Required work: Count the lines below that contain the word "React" and give only that number.

··········

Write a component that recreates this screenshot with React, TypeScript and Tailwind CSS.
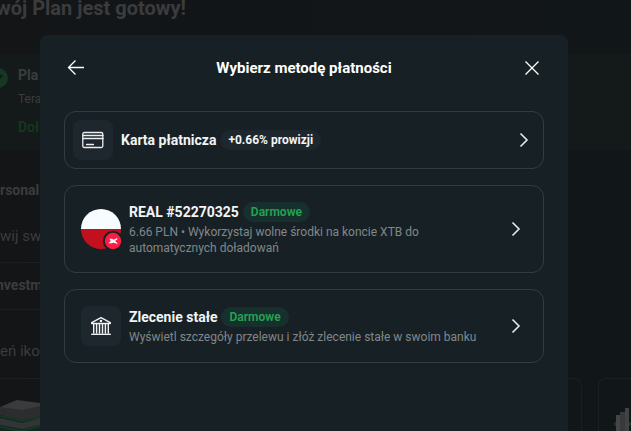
import React from 'react';

interface PaymentMethodProps {
  icon: React.ReactNode;
  title: string;
  badge: string;
  free?: boolean;
  description?: string;
}

const CardIcon = () => (
  <svg className="w-6 h-6" viewBox="0 0 24 24" fill="none" stroke="#eceeef" strokeWidth="1.3" strokeLinecap="round">
    <rect x="1.8" y="4.5" width="20" height="15" rx="1.5" />
    <path d="M2 7.5h20M2 10.5h20M5.5 16.5h7" />
  </svg>
);

const BankIcon = () => (
  <svg className="w-6 h-6" viewBox="0 0 24 24" fill="none" stroke="#f0f1f2" strokeWidth="1.4" strokeLinejoin="round">
    <path d="M12 3.6L21.3 8.6v.9H2.7v-.9z" />
    <path d="M4.7 9.5v10M7.6 9.5v10M10.5 9.5v10M13.5 9.5v10M16.4 9.5v10M19.3 9.5v10" />
    <path d="M2.2 20.3h19.6" />
    <circle cx="12" cy="7" r="0.6" />
  </svg>
);

const FlagIcon = () => (
  <svg className="w-10 h-10 shrink-0 overflow-visible" viewBox="0 0 40 40">
    <path d="M0 20a20 20 0 0 1 40 0z" fill="#f7fcff" />
    <path d="M0 20a20 20 0 0 0 40 0z" fill="#c3101f" />
    <circle cx="32" cy="32" r="9.2" fill="#fb1d45" stroke="#172125" strokeWidth="2" />
    <path d="M28.2 29.8h3.2l1 1 3.9-1.8v1.2l-2.3 1.9 2.3 1.8v1.2l-4-1.7-1.3.9h-3.6l2.3-2.2z" fill="#fff" />
  </svg>
);

const Chevron = () => (
  <svg className="w-6 h-6 shrink-0" viewBox="0 0 24 24" fill="none" stroke="#e6e8e9" strokeWidth="1.6">
    <path d="M9.5 5.5L16 12l-6.5 6.5" />
  </svg>
);

const IconBox = ({ children }: { children: React.ReactNode }) => (
  <span className="flex w-10 h-10 shrink-0 items-center justify-center rounded-lg bg-[#1f272e]">{children}</span>
);

const PaymentMethod: React.FC<PaymentMethodProps> = ({ icon, title, badge, free, description }) => (
  <button
    type="button"
    className={`flex w-full items-center gap-2 rounded-xl border border-[#333c41] text-left ${description ? 'p-4' : 'p-2'}`}
  >
    {icon}
    <span className="flex min-w-0 flex-1 flex-col gap-0.5">
      <span className="flex items-center gap-1">
        <span className="text-sm leading-5 font-bold text-[#f2f4f5]">{title}</span>
        <span
          className={`rounded-full px-2 text-xs leading-5 ${
            free ? 'bg-[#18302d] font-semibold text-[#22a553]' : 'bg-[#1f272e] font-bold text-[#f2f4f5]'
          }`}
        >
          {badge}
        </span>
      </span>
      {description && <span className="max-w-[352px] text-xs leading-4 text-[#81878a]">{description}</span>}
    </span>
    <Chevron />
  </button>
);

const PlanPage = () => (
  <main className="min-h-screen overflow-hidden bg-linear-to-r from-[#131517] to-[#111619] text-[#3b3c3e]">
    <h1 className="-ml-1 h-[54px] text-xl leading-4 font-bold">wój Plan jest gotowy!</h1>

    {/* Status banner */}
    <div className="flex h-24 gap-2.5 bg-[#141a1a]">
      <svg className="-ml-3 mt-3.5 w-5 h-5" viewBox="0 0 20 20">
        <circle cx="10" cy="10" r="10" fill="#153724" />
        <path d="M6 10l3 3 5-6" fill="none" stroke="#101617" strokeWidth="2" />
      </svg>
      <div className="pt-[9px]">
        <p className="text-sm leading-6 font-bold">Pla</p>
        <p className="text-xs leading-6">Tera</p>
        <p className="pt-1 text-sm leading-6 font-bold text-[#15361f]">Doł</p>
      </div>
    </div>

    <h2 className="pt-7 text-sm leading-6 font-bold">rsonal</h2>
    <div className="w-1/2">
      <p className="border-b border-[#1c1e20] pt-[22px] pb-3.5 text-[15px] leading-6">wij sw</p>
      <p className="-ml-1 border-b border-[#1c1e20] pt-2.5 pb-3 text-sm leading-6 font-bold">nvestm</p>
    </div>
    <p className="pt-[29px] pb-[15px] text-[15px] leading-6">eń iko</p>

    {/* Icon tiles */}
    <div className="flex gap-4">
      <div className="h-24 w-[582px] shrink-0 rounded-tr-lg border-t border-r border-[#1b1f21] pt-5">
        <svg className="w-10 h-8" viewBox="0 0 40 32">
          <path d="M1 16L20 20 40 16V32H0z" fill="#12281f" />
          <path d="M0 8L17 1 40 4V17L22 20 0 14z" fill="#3a3b3c" />
          <path d="M0 8l22 3 18-4v10l-18 4L0 16z" fill="#2c2d2e" />
          <path d="M0 19l22 5 18-5v7l-18 4L0 26z" fill="#333435" />
          <path d="M4 10v5" stroke="#123722" strokeWidth="2" />
          <path d="M0 17l22 5 18-4M0 28l22 4 18-5" fill="none" stroke="#153b28" strokeWidth="1.5" />
        </svg>
      </div>
      <div className="h-24 flex-1 rounded-tl-lg border-t border-l border-[#1b1f21] pt-7 pl-3.5">
        <svg className="w-5 h-6" viewBox="0 0 20 24">
          <path d="M1 15h3v4H1zM16 15h4v4h-4z" fill="#123a25" />
          <path d="M3 8h4v16H3z" fill="#444546" />
          <path d="M7 5h5v19H7z" fill="#38393a" />
          <path d="M12 1h4v23h-4z" fill="#414243" />
        </svg>
      </div>
    </div>
  </main>
);

export default function App() {
  return (
    <div className="h-screen overflow-hidden font-[Roboto,sans-serif]">
      <PlanPage />

      <div className="fixed inset-0 pt-[35px] pr-[63px] pl-10">
        <div role="dialog" aria-labelledby="dialog-title" className="h-full rounded-t-lg bg-[#172125]">
          <header className="flex items-center justify-between px-6 py-[21px]">
            <button type="button" aria-label="Wstecz">
              <svg className="w-6 h-6" viewBox="0 0 24 24" fill="none" stroke="#fff" strokeWidth="1.3">
                <path d="M20 11.5H4.5M11.5 4.5l-7 7 7 7" />
              </svg>
            </button>
            <h2 id="dialog-title" className="text-[15px] leading-6 font-bold text-white">Wybierz metodę płatności</h2>
            <button type="button" aria-label="Zamknij">
              <svg className="w-6 h-6" viewBox="0 0 24 24" fill="none" stroke="#fff" strokeWidth="1.3">
                <path d="M5.5 5.5l13 13M18.5 5.5l-13 13" />
              </svg>
            </button>
          </header>

          <div className="flex flex-col gap-4 px-6 pt-2.5">
            <PaymentMethod icon={<IconBox><CardIcon /></IconBox>} title="Karta płatnicza" badge="+0.66% prowizji" />
            <PaymentMethod
              icon={<FlagIcon />}
              title="REAL #52270325"
              badge="Darmowe"
              free
              description="6.66 PLN • Wykorzystaj wolne środki na koncie XTB do automatycznych doładowań"
            />
            <PaymentMethod
              icon={<IconBox><BankIcon /></IconBox>}
              title="Zlecenie stałe"
              badge="Darmowe"
              free
              description="Wyświetl szczegóły przelewu i złóż zlecenie stałe w swoim banku"
            />
          </div>
        </div>
      </div>
    </div>
  );
}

··········

Task output: 5